- _Exercise goal_: Give the number of lines that contain the string "Tailwind", please, and nothing else.

- _Data to process_:
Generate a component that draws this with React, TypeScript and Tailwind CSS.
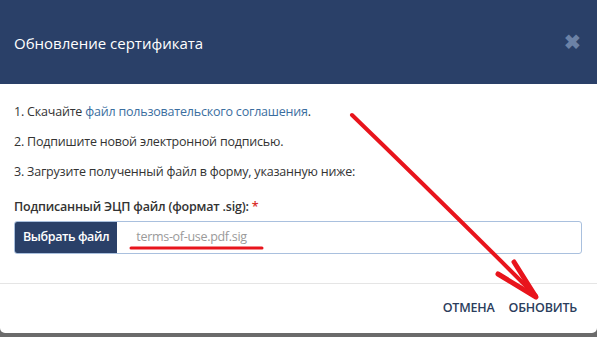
export default function App() {
  return (
    <div className="relative h-[337px] w-[597px] overflow-hidden bg-[#6b6b6b] font-['Open_Sans',sans-serif]">
      <div className="flex h-[333px] flex-col overflow-hidden rounded-b-[5px] bg-white">
        <div className="flex h-[84px] shrink-0 items-center justify-between bg-[#2a4068] pl-[14px] pr-[16px]">
          <h2 className="pt-[2px] text-[15px] text-white">Обновление сертификата</h2>
          <span className="text-[20px] font-bold leading-none text-[#6c82a6]">✖</span>
        </div>

        <div className="flex flex-col px-[14px] pt-[19px] text-[12.5px] tracking-[-0.2px] text-[#333]">
          <p className="h-[30px]">
            1. Скачайте <a className="text-[#3b6ea0]">файл пользовательского соглашения</a>.
          </p>
          <p className="h-[30px]">2. Подпишите новой электронной подписью.</p>
          <p className="h-[30px]">3. Загрузите полученный файл в форму, указанную ниже:</p>

          <label className="mt-[5px] font-semibold text-[#333]">
            Подписанный ЭЦП файл (формат .sig): <span className="text-[#d9302b]">*</span>
          </label>
          <div className="mt-[4px] flex h-[33px] w-[568px] overflow-hidden rounded-[3px] border border-[#a9c0de]">
            <button className="bg-[#2a4068] px-[8px] font-semibold tracking-[-0.4px] text-white">Выбрать файл</button>
            <span className="flex items-center pl-[19px] text-[12.5px] tracking-[-0.3px] text-[#9a9a9a]">terms-of-use.pdf.sig</span>
          </div>
        </div>

        <div className="mt-auto flex h-[50px] items-center justify-end gap-[14px] border-t border-[#e5e5e5] pr-[20px] pb-[1px]">
          <button className="text-[12.5px] font-semibold tracking-[-0.2px] text-[#2b3d5c]">ОТМЕНА</button>
          <button className="text-[12.5px] font-semibold tracking-[-0.2px] text-[#2b3d5c]">ОБНОВИТЬ</button>
        </div>
      </div>

      <svg className="pointer-events-none absolute inset-0" width="597" height="337" viewBox="0 0 597 337">
        <g fill="none" stroke="#e8141c" strokeLinecap="round" strokeLinejoin="round">
          <path d="M352 115 Q 440 200 536 296" strokeWidth="4" />
          <path d="M498 274 L536 297 L514 262" strokeWidth="5" />
          <path d="M131 248 L262 248" strokeWidth="3" />
        </g>
      </svg>
    </div>
  )
}
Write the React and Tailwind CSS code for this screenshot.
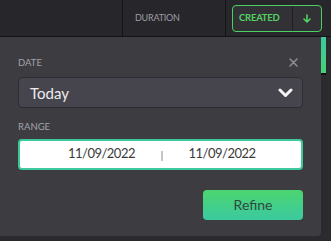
export default function App() {
    return (
        <div className="flex h-[241px] w-[331px] flex-col overflow-hidden bg-[#2a2a2f]" style={{ fontFamily: 'Lato, "Open Sans", sans-serif' }}>
            {/* header row */}
            <div className="flex h-[37px] shrink-0 border-b border-[#141416] bg-[#27272b]">
                <div className="w-[123px] border-r border-[#141416]" />
                <div className="flex w-[103px] items-center border-r border-[#141416] pl-[12px] text-[9px] tracking-tight text-[#9d9da5]">
                    DURATION
                </div>
                <div className="flex flex-1 items-center pl-[6px]">
                    <div className="flex h-[27px] w-[90px] items-stretch rounded-[4px] border border-[#4ccf60] bg-[#323236]">
                        <span className="flex flex-1 items-center pl-[6px] text-[9.5px] font-bold tracking-tight text-[#52d262]">CREATED</span>
                        <span className="flex w-[29px] items-center justify-center border-l border-[#202023]">
                            <svg width="8" height="9" viewBox="0 0 8 9" fill="none" stroke="#52d262" strokeWidth="1.6" strokeLinecap="round" strokeLinejoin="round">
                                <path d="M4 1v7M1 5l3 3 3-3" />
                            </svg>
                        </span>
                    </div>
                </div>
            </div>

            <div className="flex flex-1">
                {/* refine panel */}
                <div className="flex h-[199px] w-[321px] flex-col rounded-br-[4px] bg-[#3c3c41] px-[18px] pt-[19px]">
                    <div className="flex items-end justify-between">
                        <span className="text-[9.5px] text-[#a3a3aa]">DATE</span>
                        <button className="mr-[5px] mb-[3px] text-[#8e8e94]">
                            <svg width="9" height="9" viewBox="0 0 9 9" fill="none" stroke="currentColor" strokeWidth="1.5" strokeLinecap="round">
                                <path d="M1 1l7 7M8 1L1 8" />
                            </svg>
                        </button>
                    </div>
                    <div className="mt-[7px] flex h-[31px] items-center justify-between rounded-[4px] border border-[#2c2c31] bg-[#46454d] pr-[9px] pl-[11px]">
                        <span className="text-[15px] text-[#ececee]">Today</span>
                        <svg width="15" height="10" viewBox="0 0 15 10" fill="none" stroke="#f4f4f6" strokeWidth="3" strokeLinecap="round" strokeLinejoin="round">
                            <path d="M2 2l5.5 5.5L13 2" />
                        </svg>
                    </div>

                    <span className="mt-[12px] text-[9.5px] text-[#a3a3aa]">RANGE</span>
                    <div className="mt-[4px] flex h-[31px] items-center rounded-[4px] border-2 border-[#3ec99c] bg-white text-[13px] tracking-[-0.5px] text-[#3a3a3a]">
                        <span className="w-[115px] text-right">11/09/2022</span>
                        <span className="mx-[26px] mt-[3px] h-[10px] w-[1.5px] bg-[#c4c4c4]" />
                        <span>11/09/2022</span>
                    </div>

                    <div className="mt-[20px] flex justify-end">
                        <button className="h-[30px] w-[100px] rounded-[4px] bg-gradient-to-b from-[#4cd56e] to-[#3cc99f] text-[14px] text-[#2e4a3c]">
                            Refine
                        </button>
                    </div>
                </div>

                {/* scroll indicator */}
                <div className="flex flex-col">
                    <div className="h-[36px] w-[5px] bg-gradient-to-b from-[#3cc99f] to-[#45d275]" />
                    <div className="h-[2px] w-[5px] bg-[#111113]" />
                </div>
            </div>
        </div>
    );
}
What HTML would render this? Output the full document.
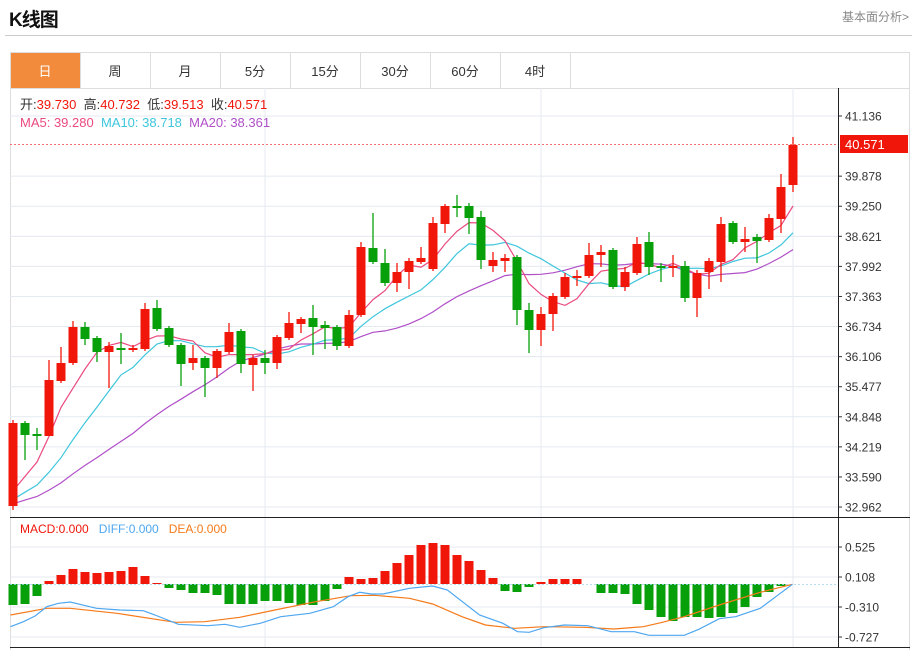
<!DOCTYPE html>
<html><head><meta charset="utf-8">
<style>
body{margin:0;background:#fff;width:916px;height:650px;overflow:hidden;font-family:"Liberation Sans","Noto Sans CJK SC",sans-serif;}
#t{position:absolute;left:9px;top:5px;font-size:19px;font-weight:bold;color:#111;letter-spacing:-1px}
#r{position:absolute;right:7px;top:8px;font-size:12px;color:#888}
#hl{position:absolute;left:5px;top:35px;width:907px;height:1px;background:#ccc}
svg{position:absolute;left:0;top:0}
</style></head><body>
<div id="t">K线图</div><div id="r">基本面分析&gt;</div><div id="hl"></div>
<svg id="s" width="916" height="650" xmlns="http://www.w3.org/2000/svg" font-family="Liberation Sans, Noto Sans CJK SC, sans-serif"></svg>
<script>
var S=document.getElementById('s'),h='';
h+='<rect x="10.5" y="52.5" width="899" height="600" fill="none" stroke="#ddd"/>';
h+='<rect x="11" y="53" width="69" height="35" fill="#f28c3c"/>';
var tabs=['日','周','月','5分','15分','30分','60分','4时'];
for(var i=0;i<tabs.length;i++){var x=10+70*i;
 h+='<line x1="'+(x+70.5)+'" y1="53" x2="'+(x+70.5)+'" y2="88" stroke="#ddd"/>';
 h+='<text x="'+(x+35)+'" y="76" font-size="13" text-anchor="middle" fill="'+(i?'#333':'#fff')+'">'+tabs[i]+'</text>';}
h+='<line x1="10" y1="88.5" x2="910" y2="88.5" stroke="#ddd"/>';
var lab=['41.136','40.507','39.878','39.250','38.621','37.992','37.363','36.734','36.106','35.477','34.848','34.219','33.590','32.962'];
for(var i=0;i<lab.length;i++){var y=116+i*30.08;if(i==1)continue;
 h+='<line x1="10" y1="'+y+'" x2="838" y2="'+y+'" stroke="#e4eaf0"/>';
 h+='<line x1="838" y1="'+y+'" x2="842" y2="'+y+'" stroke="#333"/>';
 h+='<text x="845" y="'+(y+4.5)+'" font-size="12" fill="#333">'+lab[i]+'</text>';}
[265,541,793].forEach(function(x){h+='<line x1="'+x+'" y1="88" x2="'+x+'" y2="648" stroke="#e4eaf0"/>';});
var ml=[[547,'0.525'],[577,'0.108'],[607,'-0.310'],[637,'-0.727']];
ml.forEach(function(m){h+='<line x1="10" y1="'+m[0]+'" x2="838" y2="'+m[0]+'" stroke="#e4eaf0"/><line x1="838" y1="'+m[0]+'" x2="842" y2="'+m[0]+'" stroke="#333"/><text x="845" y="'+(m[0]+4.5)+'" font-size="12" fill="#333">'+m[1]+'</text>';});
var C=[[506,423,420,510],[423,435,421,460],[434,436,428,450],[436,380,360,436],[381,363,347,383],[363,327,321,365],[327,339,322,345],[338,352,336,362],[352,346,342,388],[348,348,333,364],[350,348,345,352],[349,309,303,351],[308,329,300,331],[328,345,326,347],[345,364,343,386],[363,358,345,370],[358,368,356,397],[368,351,349,378],[352,332,323,354],[331,364,329,373],[365,358,355,391],[358,363,350,374],[363,337,335,369],[338,323,312,340],[324,319,317,333],[318,327,305,355],[325,328,321,349],[327,346,325,350],[346,315,310,348],[315,247,242,317],[248,262,213,264],[263,283,249,286],[283,272,263,292],[272,261,258,289],[262,258,247,264],[269,223,217,271],[224,206,204,233],[206,208,195,217],[206,218,203,234],[217,260,211,269],[266,260,252,272],[261,258,254,272],[257,310,255,325],[310,330,303,353],[330,314,307,346],[314,296,293,331],[297,277,273,299],[277,276,270,286],[276,255,243,278],[255,252,245,267],[250,287,248,289],[287,272,267,291],[273,244,237,275],[242,267,232,275],[266,268,263,282],[267,266,255,277],[266,298,261,302],[298,273,270,317],[272,261,258,289],[262,224,217,282],[223,242,221,244],[242,239,227,252],[237,241,234,263],[240,218,214,242],[219,187,174,233],[185,145,137,192]];
var cl=C.map(function(c){return c[1];});
function ma(n){var p=[],a=[];for(var i=0;i<19;i++)a.push(508);a=a.concat(cl);
 for(var i=0;i<cl.length;i++){var s=0;for(var k=0;k<n;k++)s+=a[19+i-k];p.push((13+12*i)+','+(s/n).toFixed(1));}return p.join(' ');}
h+='<polyline points="'+ma(20)+'" fill="none" stroke="#b04fc8" stroke-width="1.2"/>';
h+='<polyline points="'+ma(10)+'" fill="none" stroke="#3ec6dc" stroke-width="1.2"/>';
h+='<polyline points="'+ma(5)+'" fill="none" stroke="#ea4a7f" stroke-width="1.2"/>';
for(var i=0;i<C.length;i++){var c=C[i],x=13+12*i,up=c[1]<c[0]||(c[1]==c[0]&&i!=9),col=up?'#f1160a':'#07a00b';
 var t=Math.min(c[0],c[1]),b=Math.max(c[0],c[1]);if(b-t<2)b=t+2;
 h+='<line x1="'+x+'" y1="'+c[2]+'" x2="'+x+'" y2="'+c[3]+'" stroke="'+col+'" stroke-width="1.3"/>';
 h+='<rect x="'+(x-4.5)+'" y="'+t+'" width="9" height="'+(b-t)+'" fill="'+col+'"/>';}
h+='<line x1="10" y1="144.5" x2="838" y2="144.5" stroke="#f37070" stroke-dasharray="2,2"/>';
h+='<rect x="840" y="135" width="68" height="18" fill="#f1160a"/><text x="845" y="149" font-size="13" fill="#fff">40.571</text>';
h+='<text x="20" y="109" font-size="13" fill="#333" xml:space="preserve">开:<tspan fill="#f1160a">39.730</tspan>  高:<tspan fill="#f1160a">40.732</tspan>  低:<tspan fill="#f1160a">39.513</tspan>  收:<tspan fill="#f1160a">40.571</tspan></text>';
h+='<text x="20" y="127" font-size="13" fill="#ea4a7f" xml:space="preserve">MA5: 39.280  <tspan fill="#3ec6dc">MA10: 38.718</tspan>  <tspan fill="#b04fc8">MA20: 38.361</tspan></text>';
h+='<text x="20" y="533" font-size="12" fill="#f1160a" xml:space="preserve">MACD:0.000   <tspan fill="#4ea7f0">DIFF:0.000</tspan>   <tspan fill="#f57a1a">DEA:0.000</tspan></text>';
var M=[-21,-20,-12,3,9,15,12,11,12,13,17,8,1,-4,-6,-9,-9,-11,-20,-20,-20,-17,-17,-19,-21,-21,-17,-5,7,5,6,13,21,29,39,41,39,29,23,14,6,-7,-8,-3,2,5,5,5,0,-9,-9,-10,-20,-26,-33,-37,-33,-33,-34,-33,-29,-23,-13,-8,-2,0];
for(var i=0;i<M.length;i++){var x=13+12*i,v=M[i];if(!v)continue;
 h+='<rect x="'+(x-4.5)+'" y="'+(v>0?584-v:584)+'" width="9" height="'+Math.abs(v)+'" fill="'+(v>0?'#f1160a':'#07a00b')+'"/>';}
h+='<line x1="10" y1="584.5" x2="838" y2="584.5" stroke="#9fd6ec" stroke-dasharray="2,2" opacity="0.8"/>';
function pl(a){return a.map(function(p){return (p[0]/1.71).toFixed(1)+','+(400+p[1]/3).toFixed(1);}).join(' ');}
var D=[[18,680],[40,665],[60,648],[80,620],[100,610],[120,606],[165,625],[205,630],[245,632],[265,645],[305,673],[355,677],[385,673],[410,682],[445,670],[480,650],[530,640],[570,620],[595,590],[615,577],[635,582],[655,582],[700,565],[740,558],[765,570],[820,645],[860,670],[885,695],[905,697],[930,683],[965,675],[1005,677],[1045,695],[1085,695],[1110,706],[1170,706],[1195,688],[1230,656],[1258,650],[1300,625],[1355,553]];
var E=[[18,645],[80,625],[120,625],[200,640],[300,667],[350,665],[410,652],[470,630],[540,605],[600,587],[640,586],[700,595],[740,612],[790,650],[830,675],[880,685],[930,680],[1000,682],[1050,687],[1100,680],[1130,668],[1170,650],[1230,615],[1300,577],[1355,553]];
h+='<polyline points="'+pl(E)+'" fill="none" stroke="#f57a1a" stroke-width="1.2"/>';
h+='<polyline points="'+pl(D)+'" fill="none" stroke="#4ea7f0" stroke-width="1.2"/>';
h+='<line x1="10" y1="517.5" x2="910" y2="517.5" stroke="#222"/>';
h+='<line x1="10" y1="647.5" x2="910" y2="647.5" stroke="#222"/>';
h+='<line x1="838.5" y1="88" x2="838.5" y2="648" stroke="#222"/>';
S.innerHTML=h;
</script>
</body></html>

- _Answer below_: 2